Resources for Further Learning

To deepen your understanding of algorithmic trading with Python, consider exploring these resources:

  1. Books:
    • "Python for Finance: Analyze Big Financial Data" by Yves Hilpisch
    • "Algorithmic Trading: Winning Strategies and Their Rationale" by Ernest P. Chan
    • "Advances in Financial Machine Learning" by Marcos López de Prado
  2. Online Courses:
    • Coursera's "Algorithmic Trading and Finance Models with Python, R, and Stata" by the University of Geneva
    • Udemy's "Python for Financial Analysis and Algorithmic Trading" by Jose Portilla
    • QuantInsti's "Executive Programme in Algorithmic Trading (EPAT)"
  3. Websites and Blogs:
    • QuantStart: A comprehensive resource for algorithmic trading tutorials and articles.
    • QuantInsti Blog: Insights and strategies from industry experts.
    • Towards Data Science: Articles on data science, machine learning, and algorithmic trading.
  4. Communities and Forums:
    • QuantConnect: A community-driven platform for algorithmic trading with Python.
    • Elite Trader: A forum for traders to discuss strategies, tools, and experiences.
  5. GitHub Repositories:
    • Backtrader: An open-source Python framework for backtesting trading strategies.
    • Zipline: An open-source algorithmic trading library.

Conclusion

Python has revolutionized algorithmic trading, enabling traders to easily implement sophisticated strategies.

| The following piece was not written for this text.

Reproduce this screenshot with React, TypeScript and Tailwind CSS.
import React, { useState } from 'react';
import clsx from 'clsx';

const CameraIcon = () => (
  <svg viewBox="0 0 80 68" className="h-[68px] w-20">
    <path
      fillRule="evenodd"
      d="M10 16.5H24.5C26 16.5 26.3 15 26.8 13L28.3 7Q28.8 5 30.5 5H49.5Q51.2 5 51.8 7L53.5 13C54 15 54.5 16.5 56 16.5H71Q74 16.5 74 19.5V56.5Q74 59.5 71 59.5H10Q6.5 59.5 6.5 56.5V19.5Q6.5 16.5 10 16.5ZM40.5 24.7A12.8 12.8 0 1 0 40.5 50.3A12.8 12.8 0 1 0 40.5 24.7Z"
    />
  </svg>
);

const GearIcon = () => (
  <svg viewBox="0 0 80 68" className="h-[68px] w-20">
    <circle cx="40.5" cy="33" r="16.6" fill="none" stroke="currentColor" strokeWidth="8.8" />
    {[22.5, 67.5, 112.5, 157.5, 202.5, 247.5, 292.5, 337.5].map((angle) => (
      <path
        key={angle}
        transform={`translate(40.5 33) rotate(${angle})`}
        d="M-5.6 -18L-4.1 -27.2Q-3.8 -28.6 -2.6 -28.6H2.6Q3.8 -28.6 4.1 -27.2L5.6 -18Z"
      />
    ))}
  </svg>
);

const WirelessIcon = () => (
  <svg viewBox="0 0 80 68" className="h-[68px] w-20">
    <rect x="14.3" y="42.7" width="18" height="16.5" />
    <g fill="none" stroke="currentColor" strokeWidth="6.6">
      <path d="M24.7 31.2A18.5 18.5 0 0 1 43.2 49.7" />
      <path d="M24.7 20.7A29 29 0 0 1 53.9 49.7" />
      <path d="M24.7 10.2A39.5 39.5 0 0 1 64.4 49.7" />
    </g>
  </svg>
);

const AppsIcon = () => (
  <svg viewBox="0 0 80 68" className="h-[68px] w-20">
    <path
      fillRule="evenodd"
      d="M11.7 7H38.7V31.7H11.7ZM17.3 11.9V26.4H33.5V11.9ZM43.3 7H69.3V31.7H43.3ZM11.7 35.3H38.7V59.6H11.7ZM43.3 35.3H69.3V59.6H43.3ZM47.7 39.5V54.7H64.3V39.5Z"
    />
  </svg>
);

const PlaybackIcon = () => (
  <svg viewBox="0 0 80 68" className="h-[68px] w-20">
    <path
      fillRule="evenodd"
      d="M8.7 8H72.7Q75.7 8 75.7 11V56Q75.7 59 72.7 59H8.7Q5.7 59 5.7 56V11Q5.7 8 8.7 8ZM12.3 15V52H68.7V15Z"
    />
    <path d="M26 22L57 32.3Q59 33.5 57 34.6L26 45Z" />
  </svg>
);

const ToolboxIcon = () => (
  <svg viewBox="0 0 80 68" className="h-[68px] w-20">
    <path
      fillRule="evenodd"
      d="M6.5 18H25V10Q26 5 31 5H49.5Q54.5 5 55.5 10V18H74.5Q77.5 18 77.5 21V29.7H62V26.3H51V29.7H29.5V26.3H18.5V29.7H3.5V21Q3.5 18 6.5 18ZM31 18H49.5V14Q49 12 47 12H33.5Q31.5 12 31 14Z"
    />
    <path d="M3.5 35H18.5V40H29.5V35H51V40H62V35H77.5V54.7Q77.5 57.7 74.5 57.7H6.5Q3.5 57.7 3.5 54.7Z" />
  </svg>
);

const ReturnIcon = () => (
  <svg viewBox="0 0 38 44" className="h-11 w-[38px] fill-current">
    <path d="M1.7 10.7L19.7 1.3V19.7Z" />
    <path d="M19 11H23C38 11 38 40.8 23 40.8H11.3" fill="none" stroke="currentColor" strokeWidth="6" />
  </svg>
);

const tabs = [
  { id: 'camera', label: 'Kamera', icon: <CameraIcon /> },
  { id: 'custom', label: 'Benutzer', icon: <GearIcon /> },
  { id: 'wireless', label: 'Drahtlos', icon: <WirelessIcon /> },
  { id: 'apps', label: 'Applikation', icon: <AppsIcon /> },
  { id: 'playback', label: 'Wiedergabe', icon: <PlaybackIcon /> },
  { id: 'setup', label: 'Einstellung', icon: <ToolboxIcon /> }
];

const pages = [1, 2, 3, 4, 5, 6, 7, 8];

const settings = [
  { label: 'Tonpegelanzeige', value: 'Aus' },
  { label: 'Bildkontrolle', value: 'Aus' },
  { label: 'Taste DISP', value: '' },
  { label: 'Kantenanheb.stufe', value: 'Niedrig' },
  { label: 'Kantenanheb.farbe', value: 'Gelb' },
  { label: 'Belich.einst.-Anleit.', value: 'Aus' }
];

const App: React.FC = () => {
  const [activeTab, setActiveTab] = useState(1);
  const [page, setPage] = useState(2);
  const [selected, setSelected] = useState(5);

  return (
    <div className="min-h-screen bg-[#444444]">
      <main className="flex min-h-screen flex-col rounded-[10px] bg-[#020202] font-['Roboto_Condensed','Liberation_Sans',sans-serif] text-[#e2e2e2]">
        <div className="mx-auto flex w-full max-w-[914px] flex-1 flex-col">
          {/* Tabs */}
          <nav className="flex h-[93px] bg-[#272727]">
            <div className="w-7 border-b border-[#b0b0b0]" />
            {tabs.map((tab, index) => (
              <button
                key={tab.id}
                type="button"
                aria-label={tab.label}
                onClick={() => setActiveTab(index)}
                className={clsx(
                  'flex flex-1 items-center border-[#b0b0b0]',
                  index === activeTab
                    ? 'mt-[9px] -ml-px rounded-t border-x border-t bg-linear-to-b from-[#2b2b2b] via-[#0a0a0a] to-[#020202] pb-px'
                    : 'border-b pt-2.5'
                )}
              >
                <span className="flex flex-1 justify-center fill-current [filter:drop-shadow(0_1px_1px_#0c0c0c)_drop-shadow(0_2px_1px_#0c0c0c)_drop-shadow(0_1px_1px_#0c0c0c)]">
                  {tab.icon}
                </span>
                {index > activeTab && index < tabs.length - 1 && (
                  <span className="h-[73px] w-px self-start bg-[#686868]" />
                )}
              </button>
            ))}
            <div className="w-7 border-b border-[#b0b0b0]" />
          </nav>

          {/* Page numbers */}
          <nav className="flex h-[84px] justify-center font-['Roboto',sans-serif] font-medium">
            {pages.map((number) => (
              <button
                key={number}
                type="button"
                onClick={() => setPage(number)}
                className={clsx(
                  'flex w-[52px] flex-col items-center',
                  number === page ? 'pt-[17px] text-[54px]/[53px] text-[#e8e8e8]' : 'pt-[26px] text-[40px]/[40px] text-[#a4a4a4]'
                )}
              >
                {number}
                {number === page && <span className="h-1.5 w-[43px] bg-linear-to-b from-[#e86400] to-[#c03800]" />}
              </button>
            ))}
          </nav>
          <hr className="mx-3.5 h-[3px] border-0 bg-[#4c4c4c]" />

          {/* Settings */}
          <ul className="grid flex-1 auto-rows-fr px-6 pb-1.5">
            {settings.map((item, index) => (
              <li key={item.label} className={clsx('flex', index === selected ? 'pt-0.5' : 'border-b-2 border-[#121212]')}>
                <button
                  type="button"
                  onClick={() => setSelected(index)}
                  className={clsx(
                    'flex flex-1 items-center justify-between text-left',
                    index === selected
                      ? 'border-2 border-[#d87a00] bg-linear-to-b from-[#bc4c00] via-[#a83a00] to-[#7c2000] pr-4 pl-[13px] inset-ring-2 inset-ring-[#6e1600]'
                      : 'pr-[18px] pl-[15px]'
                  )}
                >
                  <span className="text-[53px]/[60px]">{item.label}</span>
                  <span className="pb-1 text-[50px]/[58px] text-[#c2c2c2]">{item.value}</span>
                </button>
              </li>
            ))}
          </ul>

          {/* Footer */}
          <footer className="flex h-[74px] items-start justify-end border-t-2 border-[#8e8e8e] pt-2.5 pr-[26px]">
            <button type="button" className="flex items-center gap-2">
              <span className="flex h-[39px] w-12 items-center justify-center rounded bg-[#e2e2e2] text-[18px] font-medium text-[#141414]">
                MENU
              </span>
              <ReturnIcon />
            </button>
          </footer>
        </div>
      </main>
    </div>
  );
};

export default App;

By leveraging Python's extensive libraries, community support, and integration capabilities, traders can develop and execute advanced strategies in futures and options markets. However, a solid understanding of underlying principles, robust risk management practices, and a commitment to continuous learning are essential. With the right tools and knowledge, traders can unlock Python's full potential and confidently navigate the financial markets.